In an email interview, Bray shared the constitutional basis for his view: “Article III gives the federal courts the ‘judicial Power,’ which is a power to decide cases for the parties, and give remedies for the parties. Once a curt has resolved the case between the parties, and remedied the harms to the plaintiff, there is nothing left to do. There is no Article III power to give remedies protecting non-parties; they are not before the court.”

Under the Bray Rule, then, if Chicago prevails on the merits it would be entitled to an injunction preventing the federal government from pulling grants from Chicago, but other sanctuary cities would still risk losing their funding. Those cities would need to file a separate suit or join to file a class-action suit.

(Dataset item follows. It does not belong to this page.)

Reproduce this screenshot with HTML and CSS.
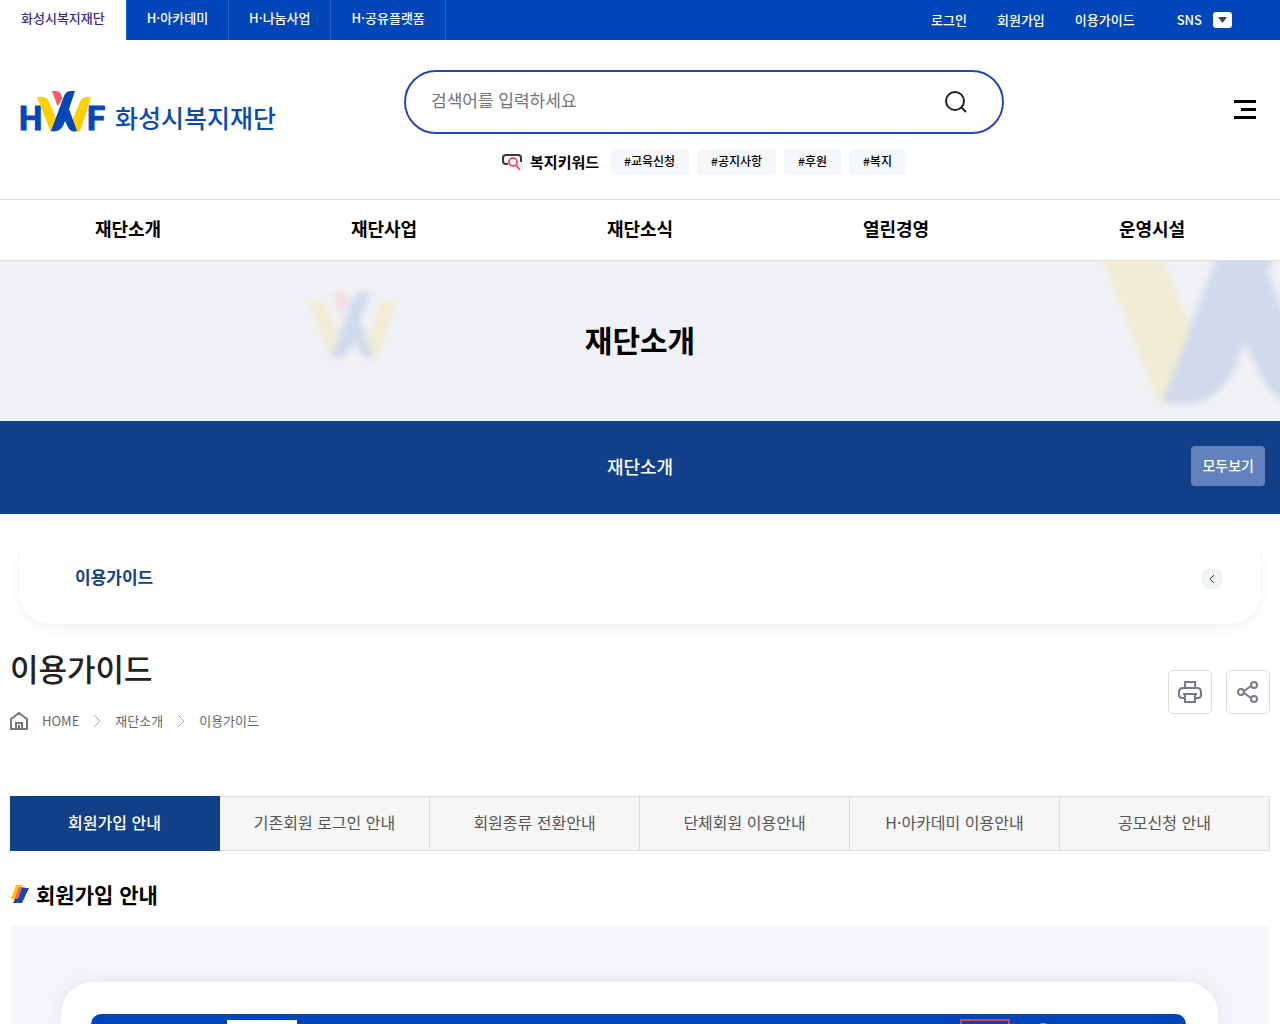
FILE: index.html
```
<!DOCTYPE html>
<html lang="ko">
<head>
    <meta charset="utf-8">
    <meta name="viewport" content="width=device-width, initial-scale=1">
    <title>이용가이드 | 화성시복지재단</title>
    <link rel="stylesheet" href="styles.css">
</head>
<body>
    <svg class="defs" aria-hidden="true">
        <symbol id="wing" viewBox="0 0 55 41">
            <path fill="#ffcf00" d="M0 6h5q5 0 7 5l8 19-5 11q-2-1-3-4z"/>
            <path fill="#ffcf00" d="M54 6h-4q-5 0-7 5l-8 19 5 11q3 0 4-3z"/>
            <path fill="#ff5a64" d="M15 0h4q5 0 6 6v2l-4 7q-1-1-2-4z"/>
            <path fill="#0546b8" d="M38 0h-4q-5 0-7 5L14 40q8 2 12-5l2-5 3 6q3 6 9 4L32 18z"/>
        </symbol>
    </svg>

    <div class="topbar">
        <nav class="sites">
            <a class="on" href="#">화성시복지재단</a>
            <a href="#">H·아카데미</a>
            <a href="#">H·나눔사업</a>
            <a href="#">H·공유플랫폼</a>
        </nav>
        <div class="member">
            <a href="#">로그인</a>
            <a href="#">회원가입</a>
            <a href="#">이용가이드</a>
            <button class="sns" type="button">SNS
                <svg width="19" height="16" viewBox="0 0 19 16"><rect width="19" height="16" rx="3" fill="#fff"/><path d="M5 5h9l-4.500 6z" fill="#444"/></svg>
            </button>
        </div>
    </div>

    <header class="header">
        <a class="logo" href="#">
            <svg width="86" height="54" viewBox="0 0 86 54" aria-label="HWF">
                <text class="logo-letter" x="-1" y="40">H</text>
                <text class="logo-letter" x="67" y="40">F</text>
                <use href="#wing" x="17" y="1" width="55" height="41"/>
            </svg>
            <span>화성시복지재단</span>
        </a>
        <div class="search">
            <form class="search-box">
                <input type="text" aria-label="검색어" placeholder="검색어를 입력하세요">
                <button type="button" aria-label="검색">
                    <svg width="24" height="24" viewBox="0 0 24 24" fill="none" stroke="#222" stroke-width="2"><circle cx="11" cy="11" r="9"/><path d="M17 17l5 5"/></svg>
                </button>
            </form>
            <div class="keywords">
                <svg width="20" height="18" viewBox="0 0 20 18" fill="none" stroke-width="2"><path stroke="#333846" d="M6 11H4q-3 0-3-3V5q0-3 3-3h12q3 0 3 3v4"/><circle cx="11" cy="9" r="4" stroke="#f0545c"/><path stroke="#f0545c" d="M14 12l4 5"/></svg>
                <strong>복지키워드</strong>
                <a href="#">#교육신청</a>
                <a href="#">#공지사항</a>
                <a href="#">#후원</a>
                <a href="#">#복지</a>
            </div>
        </div>
        <button class="menu" type="button" aria-label="전체메뉴">
            <svg width="22" height="20" viewBox="0 0 22 20"><path d="M0 1.500h22M7 9.500h15M0 17.500h22" stroke="#000" stroke-width="3"/></svg>
        </button>
    </header>

    <nav class="gnb">
        <a href="#">재단소개</a>
        <a href="#">재단사업</a>
        <a href="#">재단소식</a>
        <a href="#">열린경영</a>
        <a href="#">운영시설</a>
    </nav>

    <section class="visual">
        <svg class="mark-small" aria-hidden="true"><use href="#wing"/></svg>
        <svg class="mark-large" aria-hidden="true"><use href="#wing"/></svg>
        <h1>재단소개</h1>
    </section>

    <div class="depth">
        <span></span>
        <a href="#">재단소개</a>
        <button type="button">모두보기</button>
    </div>

    <main class="content">
        <div class="side-menu">
            <a href="#">이용가이드</a>
            <button type="button" aria-label="하위메뉴">
                <svg width="6" height="8" viewBox="0 0 6 8" fill="none" stroke="#444"><path d="M5 0L1 4l4 4"/></svg>
            </button>
        </div>

        <div class="title-row">
            <div>
                <h2>이용가이드</h2>
                <nav class="breadcrumb">
                    <svg width="18" height="18" viewBox="0 0 18 18" fill="none" stroke="#777" stroke-width="2"><path d="M1 17V7l8-6 8 6v10zM6 17v-6h6v6M9 13v4"/></svg>
                    <a href="#">HOME</a>
                    <svg width="8" height="14" viewBox="0 0 8 14" fill="none" stroke="#aaa"><path d="M1 1l6 6-6 6"/></svg>
                    <a href="#">재단소개</a>
                    <svg width="8" height="14" viewBox="0 0 8 14" fill="none" stroke="#aaa"><path d="M1 1l6 6-6 6"/></svg>
                    <a href="#">이용가이드</a>
                </nav>
            </div>
            <div class="tools">
                <button type="button" aria-label="인쇄">
                    <svg width="24" height="24" viewBox="0 0 24 24" fill="none" stroke="#747b8a" stroke-width="2"><path d="M7 8V2h10v6M6 18H4q-3 0-3-3v-3q0-4 4-4h14q4 0 4 4v3q0 3-3 3h-2M5 14h14M7 14v8h10v-8"/></svg>
                </button>
                <button type="button" aria-label="공유">
                    <svg width="24" height="24" viewBox="0 0 24 24" fill="none" stroke="#747b8a" stroke-width="2"><circle cx="5" cy="12" r="3"/><circle cx="18" cy="5" r="3"/><circle cx="18" cy="19" r="3"/><path d="M8 11l7-5M8 13l7 5"/></svg>
                </button>
            </div>
        </div>

        <nav class="tabs">
            <a class="on" href="#">회원가입 안내</a>
            <a href="#">기존회원 로그인 안내</a>
            <a href="#">회원종류 전환안내</a>
            <a href="#">단체회원 이용안내</a>
            <a href="#">H·아카데미 이용안내</a>
            <a href="#">공모신청 안내</a>
        </nav>

        <h3>
            <svg width="18" height="18" viewBox="0 0 18 18"><path d="M5 0h7L7 14H0z" fill="#ffc400"/><path d="M8 2h6L8 15H3z" fill="#f4645c"/><path d="M11 3h7l-7 15H2l2-4h3z" fill="#1746b4"/></svg>
            회원가입 안내
        </h3>

        <div class="guide">
            <div class="guide-card">
                <div class="guide-bar">
                    <span class="guide-tab"></span>
                    <span class="guide-point"></span>
                    <span class="guide-dot"></span>
                </div>
            </div>
        </div>
    </main>
</body>
</html>
```
FILE: styles.css
```
* {
    box-sizing: border-box;
}

body {
    margin: 0;
    min-height: 100vh;
    display: flex;
    flex-direction: column;
    background: #fff;
    color: #000;
    font-family: "Noto Sans CJK KR", sans-serif;
    font-size: 13px;
    line-height: 20px;
}

a {
    color: inherit;
    text-decoration: none;
}

button {
    padding: 0;
    border: 0;
    background: none;
    color: inherit;
    font: inherit;
    cursor: pointer;
}

svg {
    display: block;
    flex-shrink: 0;
}

h1, h2, h3 {
    margin: 0;
}

.defs {
    position: absolute;
    width: 0;
    height: 0;
}

/* top bar */
.topbar {
    display: flex;
    justify-content: space-between;
    height: 40px;
    background: #0046b8;
    color: #fff;
    font-weight: 500;
}

.sites {
    display: flex;
}

.sites a {
    padding: 8px 20px 0;
    border-right: 1px solid #2460c4;
}

.sites .on {
    padding-left: 21px;
    padding-right: 21px;
    background: #fff;
    color: #3c2a86;
}

.member {
    display: flex;
    align-items: center;
    gap: 30px;
    padding-right: 48px;
}

.sns {
    display: flex;
    align-items: center;
    gap: 11px;
    margin-left: 12px;
}

/* header */
.header {
    display: grid;
    grid-template-columns: 374px 600px 1fr;
    height: 159px;
    padding: 30px 24px 0 20px;
    column-gap: 10px;
}

.logo {
    display: flex;
    align-items: flex-start;
    gap: 9px;
    padding-top: 20px;
    color: #0b4bb0;
    font-size: 25px;
    font-weight: 500;
    line-height: 54px;
}

.logo-letter {
    fill: #0546b8;
    stroke: #0546b8;
    stroke-linejoin: round;
    font: bold 33px Roboto, sans-serif;
}

.search-box {
    display: flex;
    align-items: center;
    height: 64px;
    padding: 0 34px 0 25px;
    border: 2px solid #2447b5;
    border-radius: 32px;
}

.search-box input {
    flex: 1;
    padding: 0 0 4px;
    border: 0;
    outline: 0;
    background: none;
    font: inherit;
    font-size: 17px;
}

.search-box input::placeholder {
    color: #757575;
}

.keywords {
    display: flex;
    align-items: center;
    justify-content: center;
    gap: 8px;
    margin-top: 15px;
    font-size: 12px;
}

.keywords strong {
    margin-right: 3px;
    font-size: 15px;
}

.keywords a {
    padding: 2px 14px 4px;
    border-radius: 4px;
    background: #f5f8fa;
    font-weight: 500;
}

.menu {
    justify-self: end;
    align-self: start;
    margin-top: 30px;
}

.gnb {
    display: grid;
    grid-template-columns: repeat(5, 1fr);
    height: 62px;
    border-top: 1px solid #ddd;
    border-bottom: 1px solid #ddd;
    font-size: 18px;
    font-weight: 700;
    line-height: 56px;
    text-align: center;
}

/* visual */
.visual {
    position: relative;
    height: 160px;
    overflow: hidden;
    background: #f0f1f5;
    text-align: center;
}

.visual h1 {
    font-size: 30px;
    line-height: 156px;
}

.mark-small,
.mark-large {
    position: absolute;
    opacity: 0.13;
}

.mark-small {
    top: 28px;
    left: 308px;
    width: 90px;
    height: 72px;
    filter: blur(3px);
}

.mark-large {
    top: -96px;
    right: -124px;
    width: 324px;
    height: 244px;
    filter: blur(3px);
}

.depth {
    display: grid;
    grid-template-columns: 1fr auto 1fr;
    align-items: center;
    height: 93px;
    padding: 0 15px 4px;
    background: #113f88;
    color: #fff;
    font-size: 18px;
    font-weight: 500;
}

.depth button {
    justify-self: end;
    height: 40px;
    padding: 0 11px 2px;
    border-radius: 4px;
    background: #6382bd;
    font-size: 14px;
}

/* content */
.content {
    flex: 1;
    display: flex;
    flex-direction: column;
    padding: 16px 10px 0;
}

.side-menu {
    display: flex;
    align-items: center;
    justify-content: space-between;
    height: 94px;
    margin: 0 10px;
    padding: 0 38px 0 55px;
    border-radius: 30px;
    box-shadow: 0 4px 12px rgba(0, 0, 0, 0.06);
    color: #113f88;
    font-size: 17px;
    font-weight: 700;
}

.side-menu button {
    display: grid;
    place-items: center;
    width: 20px;
    height: 20px;
    margin-top: 4px;
    border-radius: 6px;
    background: #eff4f4;
}

.title-row {
    display: flex;
    align-items: center;
    justify-content: space-between;
    margin-top: 20px;
}

.title-row h2 {
    color: #222;
    font-size: 31px;
    font-weight: 500;
    line-height: 48px;
}

.breadcrumb {
    display: flex;
    align-items: center;
    gap: 14px;
    margin-top: 19px;
    color: #666;
}

.tools {
    display: flex;
    gap: 14px;
    margin-top: 8px;
}

.tools button {
    display: grid;
    place-items: center;
    width: 44px;
    height: 44px;
    border: 1px solid #ddd;
    border-radius: 5px;
}

.tabs {
    display: grid;
    grid-template-columns: repeat(6, 1fr);
    margin-top: 65px;
    color: #555;
    font-size: 16px;
    text-align: center;
}

.tabs a {
    height: 55px;
    border: 1px solid #ddd;
    border-left: 0;
    background: #f6f6f6;
    line-height: 51px;
}

.tabs .on {
    border-color: #113f88;
    background: #113f88;
    color: #fff;
    font-weight: 500;
}

.content h3 {
    display: flex;
    align-items: center;
    gap: 7px;
    margin: 27px 0 16px 1px;
    font-size: 21px;
    line-height: 32px;
}

/* sign-up screen preview */
.guide {
    flex: 1;
    display: flex;
    overflow: hidden;
    margin-left: 1px;
    padding: 56px 52px 0 50px;
    background: #f4f6f9;
}

.guide-card {
    flex: 1;
    padding: 32px 32px 0 30px;
    border-radius: 32px 32px 0 0;
    background: #fff;
    box-shadow: 0 0 20px rgba(0, 0, 0, 0.08);
}

.guide-bar {
    display: flex;
    align-items: flex-start;
    height: 10px;
    padding-left: 136px;
    border-radius: 12px 12px 0 0;
    background: #0046b8;
    overflow: hidden;
}

.guide-tab {
    width: 70px;
    height: 4px;
    margin-top: 6px;
    background: #fff;
}

.guide-point {
    width: 50px;
    height: 10px;
    margin: 5px 25px 0 auto;
    border: 2px solid #d8434f;
}

.guide-dot {
    width: 16px;
    height: 16px;
    margin: 9px 135px 0 0;
    border-radius: 50%;
    background: #7ea6e0;
}
```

A class action differs, though, because the outcome binds all members of the class. As Bray explained, “With a national injunction, if one plaintiff wins there is a remedy for everyone, but if the same plaintiff loses there is no effect. It’s like the case never happened. By contrast, the class action has the right symmetry: win or lose, the result binds the entire class.”

Bray’s analysis is sound. The Constitution’s Article III establishes the constitutional limits of the federal judiciary and, as a matter of constitutional jurisprudence, nationwide injunctive relief cannot withstand scrutiny. While a legal system based on “Heads, I win; tails, it’s a Mulligan” might provide good odds when your political opponent resides in the Oval Office, the better bet is on the rule of law.